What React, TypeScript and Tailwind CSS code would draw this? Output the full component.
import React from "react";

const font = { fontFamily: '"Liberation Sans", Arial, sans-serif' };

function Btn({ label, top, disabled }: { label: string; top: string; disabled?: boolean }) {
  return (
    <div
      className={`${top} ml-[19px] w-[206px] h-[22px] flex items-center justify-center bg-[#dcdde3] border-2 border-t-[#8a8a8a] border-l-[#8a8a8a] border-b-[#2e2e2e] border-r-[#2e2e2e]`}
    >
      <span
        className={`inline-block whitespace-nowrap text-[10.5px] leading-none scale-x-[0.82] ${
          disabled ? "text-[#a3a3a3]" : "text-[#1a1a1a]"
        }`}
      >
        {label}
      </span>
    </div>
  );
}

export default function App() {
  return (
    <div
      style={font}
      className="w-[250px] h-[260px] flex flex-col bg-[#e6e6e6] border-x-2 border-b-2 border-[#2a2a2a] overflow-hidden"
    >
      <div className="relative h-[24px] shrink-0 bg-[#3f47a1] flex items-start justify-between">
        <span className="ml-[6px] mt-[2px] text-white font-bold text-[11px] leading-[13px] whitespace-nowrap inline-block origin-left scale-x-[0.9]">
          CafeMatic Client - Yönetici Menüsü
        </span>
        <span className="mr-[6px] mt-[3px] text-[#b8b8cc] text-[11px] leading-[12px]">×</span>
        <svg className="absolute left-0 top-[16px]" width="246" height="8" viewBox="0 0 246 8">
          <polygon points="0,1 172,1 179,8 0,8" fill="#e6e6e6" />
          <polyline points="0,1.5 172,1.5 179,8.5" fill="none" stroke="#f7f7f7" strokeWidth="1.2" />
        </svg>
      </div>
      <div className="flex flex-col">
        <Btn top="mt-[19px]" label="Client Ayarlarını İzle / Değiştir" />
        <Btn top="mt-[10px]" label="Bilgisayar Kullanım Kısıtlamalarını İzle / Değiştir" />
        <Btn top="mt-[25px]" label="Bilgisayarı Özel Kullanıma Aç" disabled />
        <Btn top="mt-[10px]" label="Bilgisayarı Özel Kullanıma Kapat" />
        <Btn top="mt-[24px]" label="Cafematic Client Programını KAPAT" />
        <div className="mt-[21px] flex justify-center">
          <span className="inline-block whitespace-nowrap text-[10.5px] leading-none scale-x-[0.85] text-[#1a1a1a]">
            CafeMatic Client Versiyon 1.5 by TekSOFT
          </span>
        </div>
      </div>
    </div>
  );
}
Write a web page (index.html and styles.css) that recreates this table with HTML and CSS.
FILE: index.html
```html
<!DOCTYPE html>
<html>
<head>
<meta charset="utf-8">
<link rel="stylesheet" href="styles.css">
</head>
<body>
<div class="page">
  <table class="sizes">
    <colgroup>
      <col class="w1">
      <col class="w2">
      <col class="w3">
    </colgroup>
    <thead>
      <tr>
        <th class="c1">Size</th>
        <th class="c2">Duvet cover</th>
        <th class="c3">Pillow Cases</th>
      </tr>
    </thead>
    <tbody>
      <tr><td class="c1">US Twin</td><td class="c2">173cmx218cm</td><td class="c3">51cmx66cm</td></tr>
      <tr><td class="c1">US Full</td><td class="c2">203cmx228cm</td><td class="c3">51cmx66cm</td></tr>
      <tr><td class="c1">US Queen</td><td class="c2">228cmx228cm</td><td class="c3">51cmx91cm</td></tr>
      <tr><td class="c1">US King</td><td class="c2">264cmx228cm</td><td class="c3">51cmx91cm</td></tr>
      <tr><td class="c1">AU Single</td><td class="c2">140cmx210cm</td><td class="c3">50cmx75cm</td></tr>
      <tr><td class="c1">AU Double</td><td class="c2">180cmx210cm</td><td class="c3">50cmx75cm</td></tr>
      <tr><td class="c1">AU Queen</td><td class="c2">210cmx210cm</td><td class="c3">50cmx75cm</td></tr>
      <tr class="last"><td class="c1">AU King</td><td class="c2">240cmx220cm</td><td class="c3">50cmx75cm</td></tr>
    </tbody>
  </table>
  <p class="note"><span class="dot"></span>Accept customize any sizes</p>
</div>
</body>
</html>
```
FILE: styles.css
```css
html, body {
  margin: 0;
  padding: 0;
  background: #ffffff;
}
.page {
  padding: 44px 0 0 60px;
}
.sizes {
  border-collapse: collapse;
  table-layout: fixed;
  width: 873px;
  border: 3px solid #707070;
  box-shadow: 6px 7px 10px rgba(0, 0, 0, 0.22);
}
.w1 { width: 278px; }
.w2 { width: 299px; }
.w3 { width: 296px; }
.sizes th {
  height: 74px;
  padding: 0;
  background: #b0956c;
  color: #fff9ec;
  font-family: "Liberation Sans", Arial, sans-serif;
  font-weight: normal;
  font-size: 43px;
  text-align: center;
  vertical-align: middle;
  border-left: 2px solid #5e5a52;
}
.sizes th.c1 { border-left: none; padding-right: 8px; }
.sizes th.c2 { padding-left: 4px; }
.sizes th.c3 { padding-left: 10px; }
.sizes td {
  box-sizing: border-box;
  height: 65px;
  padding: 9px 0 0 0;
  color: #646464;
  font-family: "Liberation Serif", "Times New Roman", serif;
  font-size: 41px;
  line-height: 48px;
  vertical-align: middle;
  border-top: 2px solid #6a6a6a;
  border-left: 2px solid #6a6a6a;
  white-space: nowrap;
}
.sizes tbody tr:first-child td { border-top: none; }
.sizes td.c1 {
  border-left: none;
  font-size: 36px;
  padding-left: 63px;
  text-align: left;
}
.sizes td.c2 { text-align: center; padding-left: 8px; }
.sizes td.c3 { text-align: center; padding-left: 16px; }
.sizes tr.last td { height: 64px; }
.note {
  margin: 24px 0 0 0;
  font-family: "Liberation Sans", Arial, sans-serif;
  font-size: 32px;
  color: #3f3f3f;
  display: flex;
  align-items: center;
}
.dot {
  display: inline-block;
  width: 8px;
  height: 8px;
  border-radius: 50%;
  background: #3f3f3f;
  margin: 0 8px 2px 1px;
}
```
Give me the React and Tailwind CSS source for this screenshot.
━━━━━━━━━━━━━━━━━━━━
**What is expected:** Everything in the listing above should be restated exactly.

**Result:**
What React, TypeScript and Tailwind CSS code would draw this? Output the full component.
import React from "react";

const font = { fontFamily: '"Liberation Sans", Arial, sans-serif' };

function Btn({ label, top, disabled }: { label: string; top: string; disabled?: boolean }) {
  return (
    <div
      className={`${top} ml-[19px] w-[206px] h-[22px] flex items-center justify-center bg-[#dcdde3] border-2 border-t-[#8a8a8a] border-l-[#8a8a8a] border-b-[#2e2e2e] border-r-[#2e2e2e]`}
    >
      <span
        className={`inline-block whitespace-nowrap text-[10.5px] leading-none scale-x-[0.82] ${
          disabled ? "text-[#a3a3a3]" : "text-[#1a1a1a]"
        }`}
      >
        {label}
      </span>
    </div>
  );
}

export default function App() {
  return (
    <div
      style={font}
      className="w-[250px] h-[260px] flex flex-col bg-[#e6e6e6] border-x-2 border-b-2 border-[#2a2a2a] overflow-hidden"
    >
      <div className="relative h-[24px] shrink-0 bg-[#3f47a1] flex items-start justify-between">
        <span className="ml-[6px] mt-[2px] text-white font-bold text-[11px] leading-[13px] whitespace-nowrap inline-block origin-left scale-x-[0.9]">
          CafeMatic Client - Yönetici Menüsü
        </span>
        <span className="mr-[6px] mt-[3px] text-[#b8b8cc] text-[11px] leading-[12px]">×</span>
        <svg className="absolute left-0 top-[16px]" width="246" height="8" viewBox="0 0 246 8">
          <polygon points="0,1 172,1 179,8 0,8" fill="#e6e6e6" />
          <polyline points="0,1.5 172,1.5 179,8.5" fill="none" stroke="#f7f7f7" strokeWidth="1.2" />
        </svg>
      </div>
      <div className="flex flex-col">
        <Btn top="mt-[19px]" label="Client Ayarlarını İzle / Değiştir" />
        <Btn top="mt-[10px]" label="Bilgisayar Kullanım Kısıtlamalarını İzle / Değiştir" />
        <Btn top="mt-[25px]" label="Bilgisayarı Özel Kullanıma Aç" disabled />
        <Btn top="mt-[10px]" label="Bilgisayarı Özel Kullanıma Kapat" />
        <Btn top="mt-[24px]" label="Cafematic Client Programını KAPAT" />
        <div className="mt-[21px] flex justify-center">
          <span className="inline-block whitespace-nowrap text-[10.5px] leading-none scale-x-[0.85] text-[#1a1a1a]">
            CafeMatic Client Versiyon 1.5 by TekSOFT
          </span>
        </div>
      </div>
    </div>
  );
}
Write a web page (index.html and styles.css) that recreates this table with HTML and CSS.
FILE: index.html
```html
<!DOCTYPE html>
<html>
<head>
<meta charset="utf-8">
<link rel="stylesheet" href="styles.css">
</head>
<body>
<div class="page">
  <table class="sizes">
    <colgroup>
      <col class="w1">
      <col class="w2">
      <col class="w3">
    </colgroup>
    <thead>
      <tr>
        <th class="c1">Size</th>
        <th class="c2">Duvet cover</th>
        <th class="c3">Pillow Cases</th>
      </tr>
    </thead>
    <tbody>
      <tr><td class="c1">US Twin</td><td class="c2">173cmx218cm</td><td class="c3">51cmx66cm</td></tr>
      <tr><td class="c1">US Full</td><td class="c2">203cmx228cm</td><td class="c3">51cmx66cm</td></tr>
      <tr><td class="c1">US Queen</td><td class="c2">228cmx228cm</td><td class="c3">51cmx91cm</td></tr>
      <tr><td class="c1">US King</td><td class="c2">264cmx228cm</td><td class="c3">51cmx91cm</td></tr>
      <tr><td class="c1">AU Single</td><td class="c2">140cmx210cm</td><td class="c3">50cmx75cm</td></tr>
      <tr><td class="c1">AU Double</td><td class="c2">180cmx210cm</td><td class="c3">50cmx75cm</td></tr>
      <tr><td class="c1">AU Queen</td><td class="c2">210cmx210cm</td><td class="c3">50cmx75cm</td></tr>
      <tr class="last"><td class="c1">AU King</td><td class="c2">240cmx220cm</td><td class="c3">50cmx75cm</td></tr>
    </tbody>
  </table>
  <p class="note"><span class="dot"></span>Accept customize any sizes</p>
</div>
</body>
</html>
```
FILE: styles.css
```css
html, body {
  margin: 0;
  padding: 0;
  background: #ffffff;
}
.page {
  padding: 44px 0 0 60px;
}
.sizes {
  border-collapse: collapse;
  table-layout: fixed;
  width: 873px;
  border: 3px solid #707070;
  box-shadow: 6px 7px 10px rgba(0, 0, 0, 0.22);
}
.w1 { width: 278px; }
.w2 { width: 299px; }
.w3 { width: 296px; }
.sizes th {
  height: 74px;
  padding: 0;
  background: #b0956c;
  color: #fff9ec;
  font-family: "Liberation Sans", Arial, sans-serif;
  font-weight: normal;
  font-size: 43px;
  text-align: center;
  vertical-align: middle;
  border-left: 2px solid #5e5a52;
}
.sizes th.c1 { border-left: none; padding-right: 8px; }
.sizes th.c2 { padding-left: 4px; }
.sizes th.c3 { padding-left: 10px; }
.sizes td {
  box-sizing: border-box;
  height: 65px;
  padding: 9px 0 0 0;
  color: #646464;
  font-family: "Liberation Serif", "Times New Roman", serif;
  font-size: 41px;
  line-height: 48px;
  vertical-align: middle;
  border-top: 2px solid #6a6a6a;
  border-left: 2px solid #6a6a6a;
  white-space: nowrap;
}
.sizes tbody tr:first-child td { border-top: none; }
.sizes td.c1 {
  border-left: none;
  font-size: 36px;
  padding-left: 63px;
  text-align: left;
}
.sizes td.c2 { text-align: center; padding-left: 8px; }
.sizes td.c3 { text-align: center; padding-left: 16px; }
.sizes tr.last td { height: 64px; }
.note {
  margin: 24px 0 0 0;
  font-family: "Liberation Sans", Arial, sans-serif;
  font-size: 32px;
  color: #3f3f3f;
  display: flex;
  align-items: center;
}
.dot {
  display: inline-block;
  width: 8px;
  height: 8px;
  border-radius: 50%;
  background: #3f3f3f;
  margin: 0 8px 2px 1px;
}
```
Give me the React and Tailwind CSS source for this screenshot.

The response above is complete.